We’re into the third straight week of Rep. Alexandria Ocasio-Cortez, D-N.Y., defending her claim that U.S. migrant detention centers are reminiscent of concentration camps, and she still doesn’t seem to understand that words, just like actions, have consequences.
She remains unapologetic, even after Holocaust survivors spoke up and asked her not to use their loss as a means for political gain. Ocasio-Cortez has claimed that by “concentration camp,” she meant the academic, historical definition and not the well-known definition identified with Nazi Germany’s death camps for Jewish people. She clearly invoked the latter, however, with the phrase “Never again,” and she even argued that Jewish members of her constituency supported her message.
We know what Ocasio-Cortez meant and, even worse, we know she doesn’t care. When presented with bipartisan condemnation, she painted herself as the victim (she’s pretty good at that) and went looking for Jewish residents and historians who would back her up.
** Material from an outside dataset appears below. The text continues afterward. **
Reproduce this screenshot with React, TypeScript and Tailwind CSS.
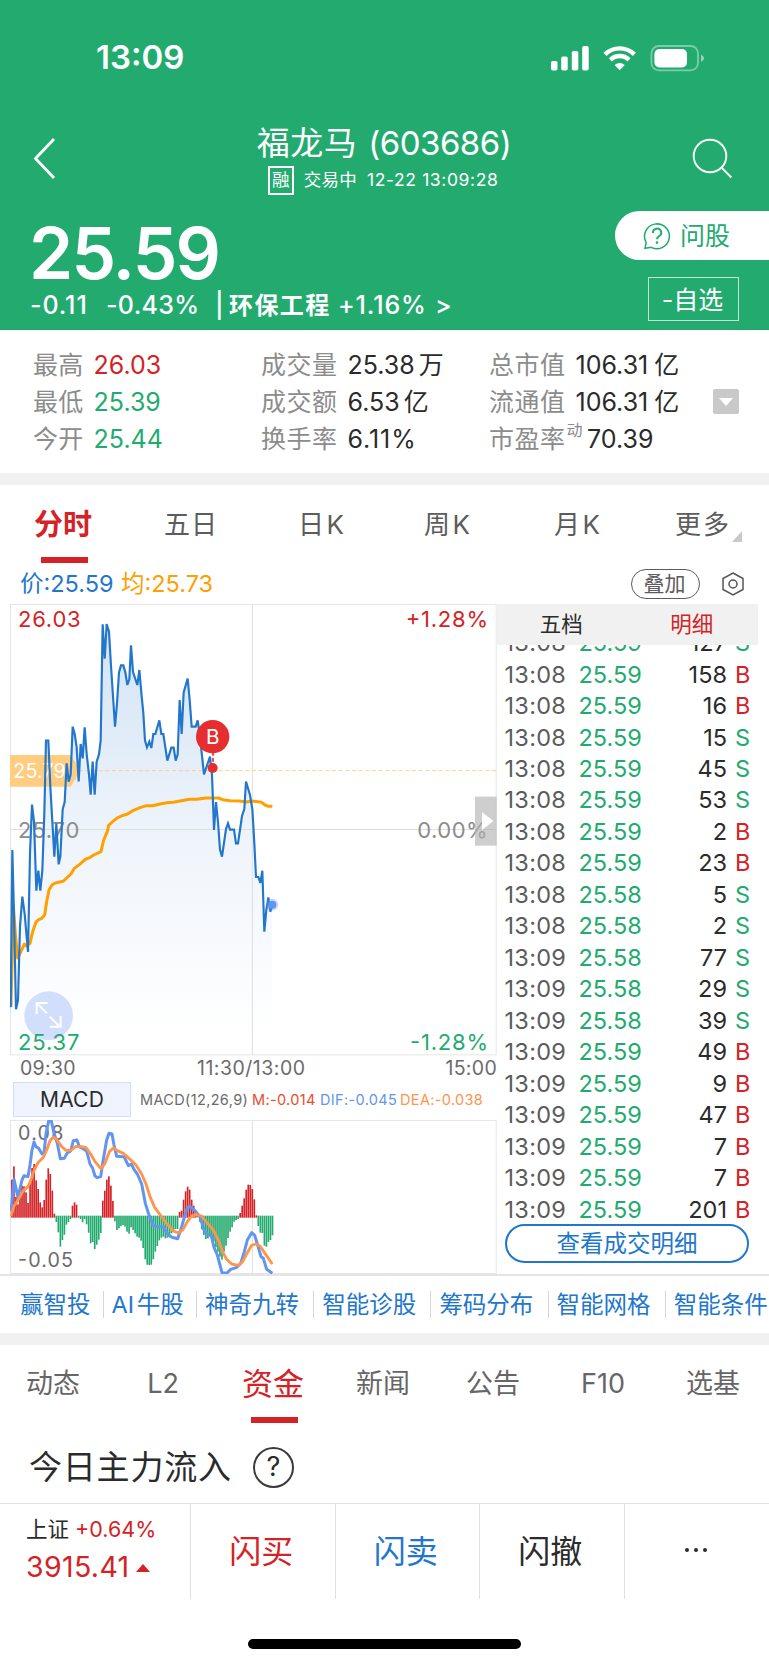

The news cycle might have left it behind, but Ocasio-Cortez’s carelessness still matters, three weeks later. We remember the Holocaust not because we want to, but because we need to. And we need to remember it because right now the memory and truth of the Holocaust is under assault from academics and politicos alike. Ocasio-Cortez’s reference cheapens its memory, whether she’ll admit it or not.
As my colleague Seth Mandel explained on Twitter, there are a few ways to make Nazi comparisons, both of which are unfortunately prevalent in our political discourse. The first is to compare a specific person, like Trump, to a Nazi. This is a common rhetorical exercise that typically goes unnoticed. The second, however, is much more alarming. It uses the victims as a comparison point, a model for what happens when a group of people are forced to endure unparalleled suffering.
Comparing Trump to Hitler insults only Trump, says Mandel. But comparing migrant detention centers — which do provide food, medical treatment, and care to fleeing migrants — to concentration camps, where millions of Jews were brutalized and killed after being ripped from their homes by the Third Reich, insults the memory of those who lost their lives at the hands of evil men, and those who carry those memories with them today.
Memory is sacred, and the heavy loss of the Holocaust remains embedded in the Jewish consciousness. to minimize this reality just to take a jab at the other party is just not worth it. Ocasio-Cortez should know better.